Return each line of the listing below, unchanged, and omit the images.

--- Information supplied ---

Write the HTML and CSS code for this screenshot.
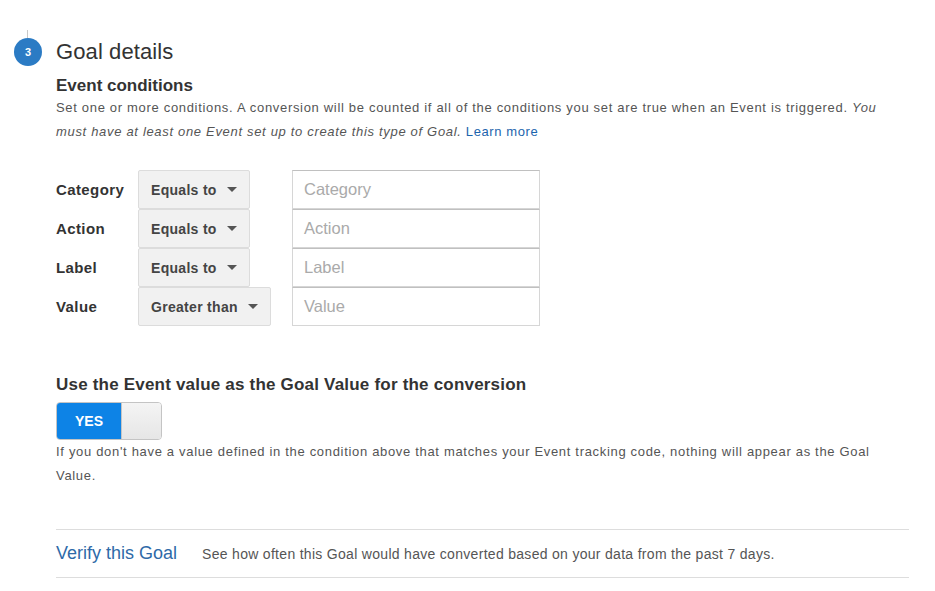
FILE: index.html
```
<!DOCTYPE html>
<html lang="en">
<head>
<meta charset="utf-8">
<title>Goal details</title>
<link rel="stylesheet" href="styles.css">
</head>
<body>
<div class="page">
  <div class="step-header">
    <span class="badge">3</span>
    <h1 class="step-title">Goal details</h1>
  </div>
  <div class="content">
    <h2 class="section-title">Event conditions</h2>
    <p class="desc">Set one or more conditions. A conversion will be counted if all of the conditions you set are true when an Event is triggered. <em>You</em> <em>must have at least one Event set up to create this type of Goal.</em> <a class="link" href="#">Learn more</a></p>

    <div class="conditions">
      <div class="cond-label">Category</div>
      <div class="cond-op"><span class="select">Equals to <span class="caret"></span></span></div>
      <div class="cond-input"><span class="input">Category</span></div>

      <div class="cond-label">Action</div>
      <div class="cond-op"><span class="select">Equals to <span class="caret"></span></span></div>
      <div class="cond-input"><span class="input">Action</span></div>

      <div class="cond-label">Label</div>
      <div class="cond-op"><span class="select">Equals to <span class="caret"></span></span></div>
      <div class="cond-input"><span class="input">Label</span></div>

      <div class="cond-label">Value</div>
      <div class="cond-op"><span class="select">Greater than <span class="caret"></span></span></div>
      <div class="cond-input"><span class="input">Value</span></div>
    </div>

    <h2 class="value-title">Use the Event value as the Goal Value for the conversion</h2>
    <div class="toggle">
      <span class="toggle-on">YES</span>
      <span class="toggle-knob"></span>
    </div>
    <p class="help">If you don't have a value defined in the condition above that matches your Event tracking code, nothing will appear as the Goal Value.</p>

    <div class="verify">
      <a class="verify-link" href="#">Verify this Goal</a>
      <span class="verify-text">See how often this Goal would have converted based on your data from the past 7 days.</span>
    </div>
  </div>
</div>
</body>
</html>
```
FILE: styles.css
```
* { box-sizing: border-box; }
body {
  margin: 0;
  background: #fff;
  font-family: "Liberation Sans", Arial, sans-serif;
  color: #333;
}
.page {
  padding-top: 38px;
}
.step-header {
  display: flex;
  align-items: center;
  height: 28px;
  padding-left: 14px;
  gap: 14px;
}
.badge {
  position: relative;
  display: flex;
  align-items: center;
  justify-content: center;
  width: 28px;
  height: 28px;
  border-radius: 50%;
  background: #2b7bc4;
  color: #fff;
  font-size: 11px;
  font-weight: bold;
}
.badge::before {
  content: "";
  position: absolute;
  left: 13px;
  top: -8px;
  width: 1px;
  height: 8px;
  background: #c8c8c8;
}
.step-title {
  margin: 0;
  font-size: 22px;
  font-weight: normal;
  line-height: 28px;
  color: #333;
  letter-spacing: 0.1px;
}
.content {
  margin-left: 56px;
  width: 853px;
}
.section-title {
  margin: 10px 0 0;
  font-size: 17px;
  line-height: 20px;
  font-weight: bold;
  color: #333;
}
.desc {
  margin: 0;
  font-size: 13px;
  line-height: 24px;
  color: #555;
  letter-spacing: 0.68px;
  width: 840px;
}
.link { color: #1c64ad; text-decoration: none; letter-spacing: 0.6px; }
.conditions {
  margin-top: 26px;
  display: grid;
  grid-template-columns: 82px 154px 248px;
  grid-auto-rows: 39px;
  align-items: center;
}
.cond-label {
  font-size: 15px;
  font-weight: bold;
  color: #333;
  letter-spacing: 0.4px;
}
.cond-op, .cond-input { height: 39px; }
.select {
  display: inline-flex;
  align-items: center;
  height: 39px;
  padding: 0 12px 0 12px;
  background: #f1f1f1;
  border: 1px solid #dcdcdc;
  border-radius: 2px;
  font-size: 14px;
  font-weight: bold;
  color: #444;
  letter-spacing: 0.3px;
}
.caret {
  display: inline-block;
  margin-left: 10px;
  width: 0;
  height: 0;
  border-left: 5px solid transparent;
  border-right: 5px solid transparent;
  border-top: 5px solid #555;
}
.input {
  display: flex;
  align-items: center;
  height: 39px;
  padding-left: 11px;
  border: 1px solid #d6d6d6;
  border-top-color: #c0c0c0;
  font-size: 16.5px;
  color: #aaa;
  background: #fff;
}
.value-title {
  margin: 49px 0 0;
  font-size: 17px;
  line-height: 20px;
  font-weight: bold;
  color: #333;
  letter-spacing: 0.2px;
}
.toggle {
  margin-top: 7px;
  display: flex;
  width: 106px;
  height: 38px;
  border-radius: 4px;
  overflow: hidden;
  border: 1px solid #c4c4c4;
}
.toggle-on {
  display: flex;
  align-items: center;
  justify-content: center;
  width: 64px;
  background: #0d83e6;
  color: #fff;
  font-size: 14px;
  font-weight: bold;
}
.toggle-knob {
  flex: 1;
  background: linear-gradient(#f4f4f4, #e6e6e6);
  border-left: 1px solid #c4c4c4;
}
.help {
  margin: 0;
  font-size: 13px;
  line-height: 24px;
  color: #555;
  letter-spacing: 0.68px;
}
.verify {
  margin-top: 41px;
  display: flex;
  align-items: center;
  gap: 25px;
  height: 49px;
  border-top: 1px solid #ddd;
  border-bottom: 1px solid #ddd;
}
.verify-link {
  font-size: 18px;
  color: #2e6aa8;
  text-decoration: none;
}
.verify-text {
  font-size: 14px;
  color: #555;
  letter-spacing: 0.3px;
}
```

---

Worked answer –
Write the HTML and CSS code for this screenshot.
FILE: index.html
```
<!DOCTYPE html>
<html lang="en">
<head>
<meta charset="utf-8">
<title>Goal details</title>
<link rel="stylesheet" href="styles.css">
</head>
<body>
<div class="page">
  <div class="step-header">
    <span class="badge">3</span>
    <h1 class="step-title">Goal details</h1>
  </div>
  <div class="content">
    <h2 class="section-title">Event conditions</h2>
    <p class="desc">Set one or more conditions. A conversion will be counted if all of the conditions you set are true when an Event is triggered. <em>You</em> <em>must have at least one Event set up to create this type of Goal.</em> <a class="link" href="#">Learn more</a></p>

    <div class="conditions">
      <div class="cond-label">Category</div>
      <div class="cond-op"><span class="select">Equals to <span class="caret"></span></span></div>
      <div class="cond-input"><span class="input">Category</span></div>

      <div class="cond-label">Action</div>
      <div class="cond-op"><span class="select">Equals to <span class="caret"></span></span></div>
      <div class="cond-input"><span class="input">Action</span></div>

      <div class="cond-label">Label</div>
      <div class="cond-op"><span class="select">Equals to <span class="caret"></span></span></div>
      <div class="cond-input"><span class="input">Label</span></div>

      <div class="cond-label">Value</div>
      <div class="cond-op"><span class="select">Greater than <span class="caret"></span></span></div>
      <div class="cond-input"><span class="input">Value</span></div>
    </div>

    <h2 class="value-title">Use the Event value as the Goal Value for the conversion</h2>
    <div class="toggle">
      <span class="toggle-on">YES</span>
      <span class="toggle-knob"></span>
    </div>
    <p class="help">If you don't have a value defined in the condition above that matches your Event tracking code, nothing will appear as the Goal Value.</p>

    <div class="verify">
      <a class="verify-link" href="#">Verify this Goal</a>
      <span class="verify-text">See how often this Goal would have converted based on your data from the past 7 days.</span>
    </div>
  </div>
</div>
</body>
</html>
```
FILE: styles.css
```
* { box-sizing: border-box; }
body {
  margin: 0;
  background: #fff;
  font-family: "Liberation Sans", Arial, sans-serif;
  color: #333;
}
.page {
  padding-top: 38px;
}
.step-header {
  display: flex;
  align-items: center;
  height: 28px;
  padding-left: 14px;
  gap: 14px;
}
.badge {
  position: relative;
  display: flex;
  align-items: center;
  justify-content: center;
  width: 28px;
  height: 28px;
  border-radius: 50%;
  background: #2b7bc4;
  color: #fff;
  font-size: 11px;
  font-weight: bold;
}
.badge::before {
  content: "";
  position: absolute;
  left: 13px;
  top: -8px;
  width: 1px;
  height: 8px;
  background: #c8c8c8;
}
.step-title {
  margin: 0;
  font-size: 22px;
  font-weight: normal;
  line-height: 28px;
  color: #333;
  letter-spacing: 0.1px;
}
.content {
  margin-left: 56px;
  width: 853px;
}
.section-title {
  margin: 10px 0 0;
  font-size: 17px;
  line-height: 20px;
  font-weight: bold;
  color: #333;
}
.desc {
  margin: 0;
  font-size: 13px;
  line-height: 24px;
  color: #555;
  letter-spacing: 0.68px;
  width: 840px;
}
.link { color: #1c64ad; text-decoration: none; letter-spacing: 0.6px; }
.conditions {
  margin-top: 26px;
  display: grid;
  grid-template-columns: 82px 154px 248px;
  grid-auto-rows: 39px;
  align-items: center;
}
.cond-label {
  font-size: 15px;
  font-weight: bold;
  color: #333;
  letter-spacing: 0.4px;
}
.cond-op, .cond-input { height: 39px; }
.select {
  display: inline-flex;
  align-items: center;
  height: 39px;
  padding: 0 12px 0 12px;
  background: #f1f1f1;
  border: 1px solid #dcdcdc;
  border-radius: 2px;
  font-size: 14px;
  font-weight: bold;
  color: #444;
  letter-spacing: 0.3px;
}
.caret {
  display: inline-block;
  margin-left: 10px;
  width: 0;
  height: 0;
  border-left: 5px solid transparent;
  border-right: 5px solid transparent;
  border-top: 5px solid #555;
}
.input {
  display: flex;
  align-items: center;
  height: 39px;
  padding-left: 11px;
  border: 1px solid #d6d6d6;
  border-top-color: #c0c0c0;
  font-size: 16.5px;
  color: #aaa;
  background: #fff;
}
.value-title {
  margin: 49px 0 0;
  font-size: 17px;
  line-height: 20px;
  font-weight: bold;
  color: #333;
  letter-spacing: 0.2px;
}
.toggle {
  margin-top: 7px;
  display: flex;
  width: 106px;
  height: 38px;
  border-radius: 4px;
  overflow: hidden;
  border: 1px solid #c4c4c4;
}
.toggle-on {
  display: flex;
  align-items: center;
  justify-content: center;
  width: 64px;
  background: #0d83e6;
  color: #fff;
  font-size: 14px;
  font-weight: bold;
}
.toggle-knob {
  flex: 1;
  background: linear-gradient(#f4f4f4, #e6e6e6);
  border-left: 1px solid #c4c4c4;
}
.help {
  margin: 0;
  font-size: 13px;
  line-height: 24px;
  color: #555;
  letter-spacing: 0.68px;
}
.verify {
  margin-top: 41px;
  display: flex;
  align-items: center;
  gap: 25px;
  height: 49px;
  border-top: 1px solid #ddd;
  border-bottom: 1px solid #ddd;
}
.verify-link {
  font-size: 18px;
  color: #2e6aa8;
  text-decoration: none;
}
.verify-text {
  font-size: 14px;
  color: #555;
  letter-spacing: 0.3px;
}
```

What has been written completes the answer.